RECORD SET —
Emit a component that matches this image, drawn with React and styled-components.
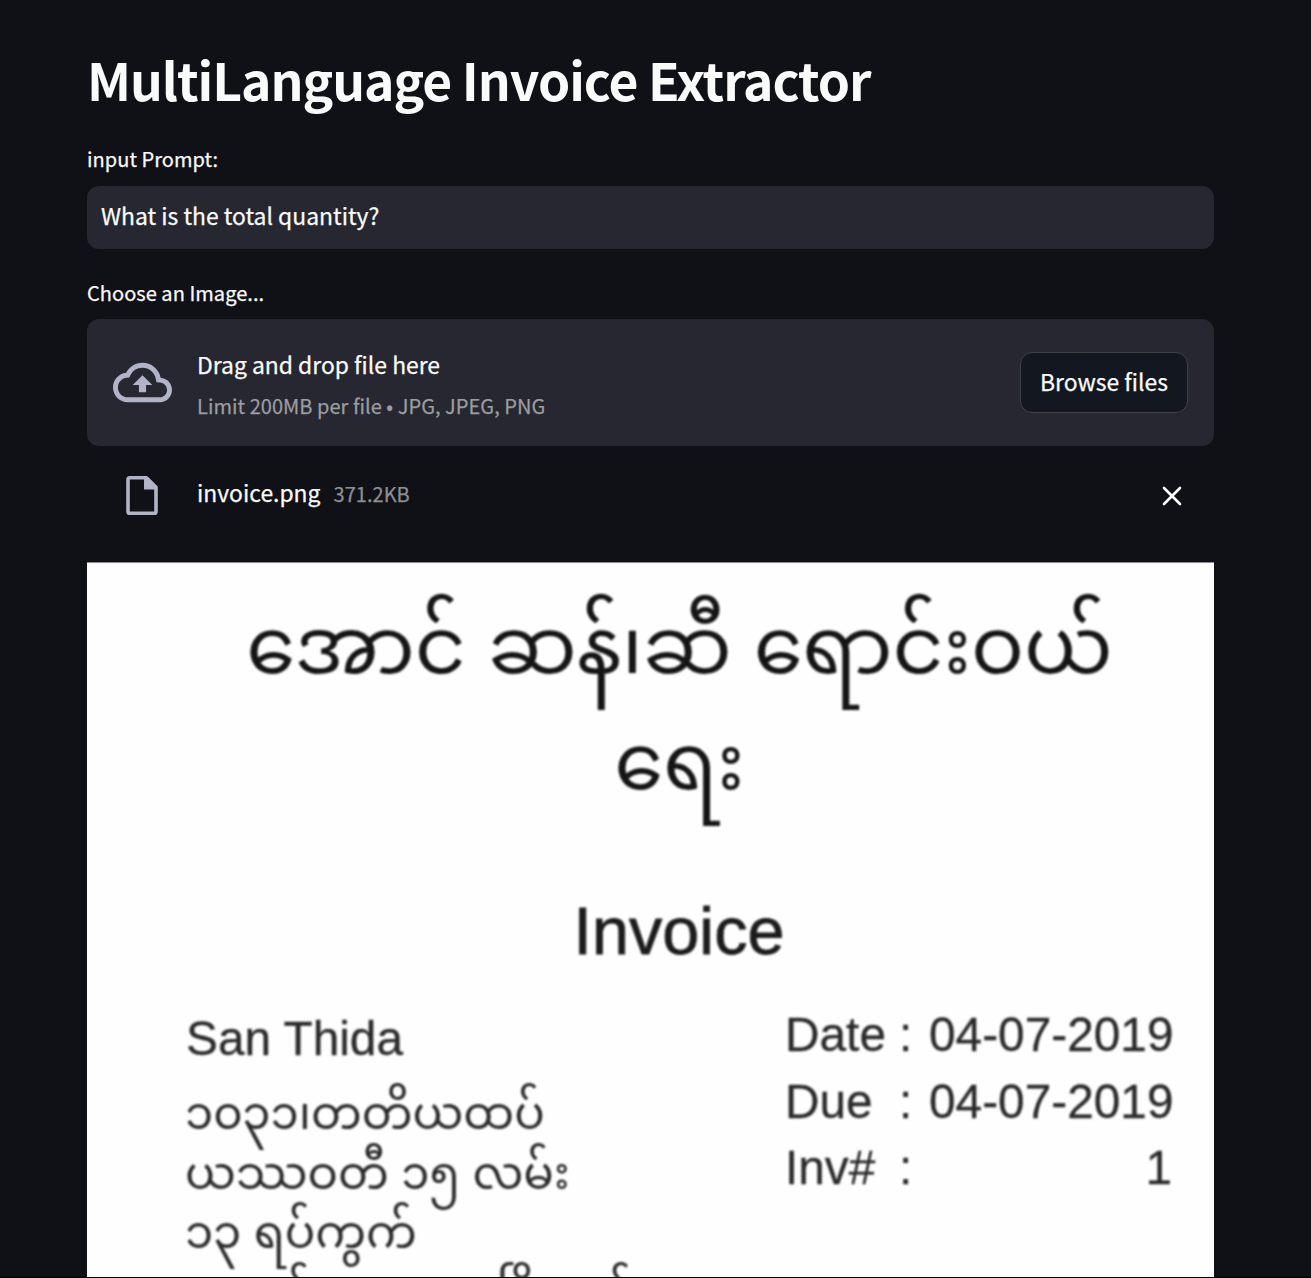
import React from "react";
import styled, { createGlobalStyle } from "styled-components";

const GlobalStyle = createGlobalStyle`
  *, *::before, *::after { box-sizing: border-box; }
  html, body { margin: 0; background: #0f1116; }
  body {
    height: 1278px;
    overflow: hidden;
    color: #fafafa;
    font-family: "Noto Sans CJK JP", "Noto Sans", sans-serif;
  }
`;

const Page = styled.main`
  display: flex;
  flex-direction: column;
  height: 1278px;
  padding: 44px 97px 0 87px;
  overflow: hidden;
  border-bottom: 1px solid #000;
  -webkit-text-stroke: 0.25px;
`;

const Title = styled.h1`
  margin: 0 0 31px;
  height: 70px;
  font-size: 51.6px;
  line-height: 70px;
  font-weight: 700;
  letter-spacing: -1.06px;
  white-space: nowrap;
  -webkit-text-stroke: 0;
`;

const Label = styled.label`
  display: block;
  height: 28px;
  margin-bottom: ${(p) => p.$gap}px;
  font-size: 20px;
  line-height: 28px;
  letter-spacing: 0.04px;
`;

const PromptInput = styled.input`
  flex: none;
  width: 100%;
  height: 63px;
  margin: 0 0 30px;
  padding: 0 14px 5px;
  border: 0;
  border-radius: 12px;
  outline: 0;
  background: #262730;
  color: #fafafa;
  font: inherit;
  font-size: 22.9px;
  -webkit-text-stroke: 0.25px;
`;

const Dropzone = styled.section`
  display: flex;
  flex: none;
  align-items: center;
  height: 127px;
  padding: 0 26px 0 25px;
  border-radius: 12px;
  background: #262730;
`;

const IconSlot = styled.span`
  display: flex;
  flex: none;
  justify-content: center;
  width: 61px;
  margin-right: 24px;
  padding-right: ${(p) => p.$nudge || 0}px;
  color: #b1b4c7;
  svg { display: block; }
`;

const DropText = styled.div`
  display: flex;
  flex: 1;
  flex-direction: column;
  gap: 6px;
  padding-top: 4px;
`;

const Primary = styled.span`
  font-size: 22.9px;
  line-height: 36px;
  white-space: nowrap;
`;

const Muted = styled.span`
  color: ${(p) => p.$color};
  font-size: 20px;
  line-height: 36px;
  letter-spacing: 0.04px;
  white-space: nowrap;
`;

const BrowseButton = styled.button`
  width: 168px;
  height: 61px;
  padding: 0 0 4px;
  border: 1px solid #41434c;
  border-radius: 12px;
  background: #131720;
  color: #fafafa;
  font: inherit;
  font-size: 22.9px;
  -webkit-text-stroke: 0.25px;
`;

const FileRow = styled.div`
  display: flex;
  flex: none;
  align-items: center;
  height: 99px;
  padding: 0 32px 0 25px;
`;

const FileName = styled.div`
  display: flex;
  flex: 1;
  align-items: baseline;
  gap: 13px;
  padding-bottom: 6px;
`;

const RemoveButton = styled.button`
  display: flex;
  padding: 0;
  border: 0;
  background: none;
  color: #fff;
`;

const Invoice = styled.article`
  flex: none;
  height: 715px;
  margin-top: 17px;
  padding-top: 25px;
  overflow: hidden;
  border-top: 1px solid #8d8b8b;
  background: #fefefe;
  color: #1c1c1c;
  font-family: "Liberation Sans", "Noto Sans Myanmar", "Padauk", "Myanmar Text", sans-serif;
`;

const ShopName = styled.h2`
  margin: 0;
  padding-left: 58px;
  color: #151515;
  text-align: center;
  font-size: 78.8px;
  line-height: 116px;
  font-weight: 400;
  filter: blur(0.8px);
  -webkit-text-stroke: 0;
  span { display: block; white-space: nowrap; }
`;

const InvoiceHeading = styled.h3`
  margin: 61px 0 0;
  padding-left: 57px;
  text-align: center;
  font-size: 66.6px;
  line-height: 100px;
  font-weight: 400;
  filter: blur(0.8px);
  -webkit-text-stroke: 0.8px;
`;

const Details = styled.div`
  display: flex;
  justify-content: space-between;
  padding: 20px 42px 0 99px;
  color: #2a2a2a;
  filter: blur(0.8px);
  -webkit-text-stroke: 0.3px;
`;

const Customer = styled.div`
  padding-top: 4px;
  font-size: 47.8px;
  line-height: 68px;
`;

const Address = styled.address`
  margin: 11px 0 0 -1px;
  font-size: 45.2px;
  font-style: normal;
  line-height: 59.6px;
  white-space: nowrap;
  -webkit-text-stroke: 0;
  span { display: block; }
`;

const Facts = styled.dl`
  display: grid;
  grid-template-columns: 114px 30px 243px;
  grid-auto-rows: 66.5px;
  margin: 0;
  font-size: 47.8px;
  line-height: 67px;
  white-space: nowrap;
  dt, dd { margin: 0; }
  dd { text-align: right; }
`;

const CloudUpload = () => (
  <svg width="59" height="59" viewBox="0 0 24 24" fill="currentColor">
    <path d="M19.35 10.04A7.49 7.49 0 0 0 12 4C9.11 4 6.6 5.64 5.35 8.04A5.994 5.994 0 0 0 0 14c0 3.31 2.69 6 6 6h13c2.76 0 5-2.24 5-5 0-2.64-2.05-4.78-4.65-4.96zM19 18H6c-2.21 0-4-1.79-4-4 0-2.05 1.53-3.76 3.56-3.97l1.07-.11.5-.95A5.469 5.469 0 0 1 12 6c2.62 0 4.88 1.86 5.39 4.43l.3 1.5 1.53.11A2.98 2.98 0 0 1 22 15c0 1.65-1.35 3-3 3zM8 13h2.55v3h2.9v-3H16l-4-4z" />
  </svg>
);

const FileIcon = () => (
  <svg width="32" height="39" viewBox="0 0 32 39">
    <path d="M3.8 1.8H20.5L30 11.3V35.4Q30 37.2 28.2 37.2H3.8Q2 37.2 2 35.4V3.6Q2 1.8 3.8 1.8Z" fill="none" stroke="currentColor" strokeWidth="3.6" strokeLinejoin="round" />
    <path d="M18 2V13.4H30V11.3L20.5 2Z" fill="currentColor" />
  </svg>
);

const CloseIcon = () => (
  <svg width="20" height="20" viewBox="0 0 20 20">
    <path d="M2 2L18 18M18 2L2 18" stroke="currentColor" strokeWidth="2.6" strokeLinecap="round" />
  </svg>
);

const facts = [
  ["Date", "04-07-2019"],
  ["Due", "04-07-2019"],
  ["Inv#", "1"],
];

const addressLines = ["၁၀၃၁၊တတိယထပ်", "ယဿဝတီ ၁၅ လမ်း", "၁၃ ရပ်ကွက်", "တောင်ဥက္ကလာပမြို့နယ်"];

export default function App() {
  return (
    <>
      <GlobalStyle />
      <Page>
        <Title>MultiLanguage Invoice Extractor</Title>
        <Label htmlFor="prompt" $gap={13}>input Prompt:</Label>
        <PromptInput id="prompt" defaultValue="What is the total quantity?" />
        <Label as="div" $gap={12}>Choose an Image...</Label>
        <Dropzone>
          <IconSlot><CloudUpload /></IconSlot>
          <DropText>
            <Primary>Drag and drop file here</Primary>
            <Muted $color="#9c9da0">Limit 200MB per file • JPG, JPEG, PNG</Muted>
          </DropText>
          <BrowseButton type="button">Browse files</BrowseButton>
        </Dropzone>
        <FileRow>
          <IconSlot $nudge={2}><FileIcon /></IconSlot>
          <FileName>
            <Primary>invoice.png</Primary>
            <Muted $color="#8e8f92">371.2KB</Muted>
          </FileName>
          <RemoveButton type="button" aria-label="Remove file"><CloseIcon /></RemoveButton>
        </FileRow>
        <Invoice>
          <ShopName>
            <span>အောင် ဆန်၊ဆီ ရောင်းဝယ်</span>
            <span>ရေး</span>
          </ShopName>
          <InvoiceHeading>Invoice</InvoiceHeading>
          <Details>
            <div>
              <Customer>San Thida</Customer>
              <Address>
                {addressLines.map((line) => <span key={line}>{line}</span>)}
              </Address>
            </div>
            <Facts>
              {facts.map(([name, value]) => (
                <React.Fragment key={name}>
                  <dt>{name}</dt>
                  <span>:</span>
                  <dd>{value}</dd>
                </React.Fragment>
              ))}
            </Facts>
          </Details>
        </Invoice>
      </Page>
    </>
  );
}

...

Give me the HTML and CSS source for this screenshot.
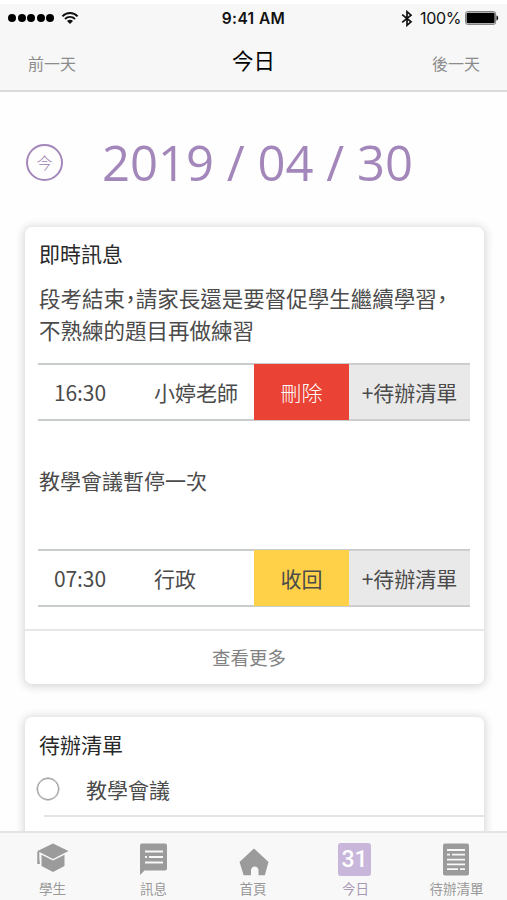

...

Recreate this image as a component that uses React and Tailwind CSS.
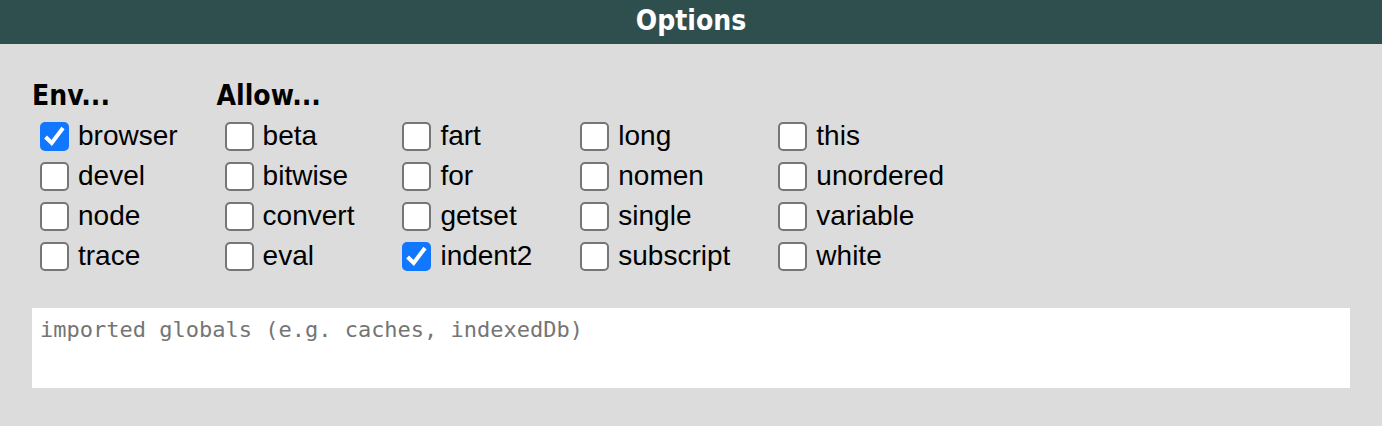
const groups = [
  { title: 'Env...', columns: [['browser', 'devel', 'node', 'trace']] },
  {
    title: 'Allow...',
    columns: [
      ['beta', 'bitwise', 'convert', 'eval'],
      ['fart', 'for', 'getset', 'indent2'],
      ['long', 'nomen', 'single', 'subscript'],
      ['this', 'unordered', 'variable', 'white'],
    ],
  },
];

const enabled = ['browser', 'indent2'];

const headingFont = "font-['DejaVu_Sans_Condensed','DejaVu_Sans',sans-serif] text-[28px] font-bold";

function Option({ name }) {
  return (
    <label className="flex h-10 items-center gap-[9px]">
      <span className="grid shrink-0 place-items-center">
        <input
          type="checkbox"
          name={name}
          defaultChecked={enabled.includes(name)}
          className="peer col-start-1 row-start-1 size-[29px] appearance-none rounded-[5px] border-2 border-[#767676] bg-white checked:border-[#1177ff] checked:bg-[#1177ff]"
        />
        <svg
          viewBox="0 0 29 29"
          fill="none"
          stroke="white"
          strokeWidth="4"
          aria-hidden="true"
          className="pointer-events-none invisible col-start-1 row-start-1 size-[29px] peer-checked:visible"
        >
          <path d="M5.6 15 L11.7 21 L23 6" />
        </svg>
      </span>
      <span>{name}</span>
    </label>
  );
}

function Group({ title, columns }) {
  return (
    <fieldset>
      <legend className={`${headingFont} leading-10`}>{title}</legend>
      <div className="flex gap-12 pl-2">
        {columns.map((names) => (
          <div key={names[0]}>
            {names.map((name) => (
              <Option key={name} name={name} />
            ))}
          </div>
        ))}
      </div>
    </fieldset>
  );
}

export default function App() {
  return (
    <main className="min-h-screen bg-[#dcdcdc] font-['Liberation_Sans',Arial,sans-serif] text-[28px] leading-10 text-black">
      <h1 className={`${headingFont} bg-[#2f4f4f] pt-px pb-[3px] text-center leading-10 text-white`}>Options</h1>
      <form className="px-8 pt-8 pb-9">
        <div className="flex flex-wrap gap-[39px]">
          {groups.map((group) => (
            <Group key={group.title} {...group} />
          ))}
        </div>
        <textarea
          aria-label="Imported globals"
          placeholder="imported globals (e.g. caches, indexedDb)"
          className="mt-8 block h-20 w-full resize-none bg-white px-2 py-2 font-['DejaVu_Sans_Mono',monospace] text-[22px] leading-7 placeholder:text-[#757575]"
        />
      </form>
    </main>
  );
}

WHAT IS EXPECTED —
Gather up the lines containing the word "that" from these records and copy them.

ANSWER FOR THIS EXERCISE —
Emit a component that matches this image, drawn with React and styled-components.
Recreate this image as a component that uses React and Tailwind CSS.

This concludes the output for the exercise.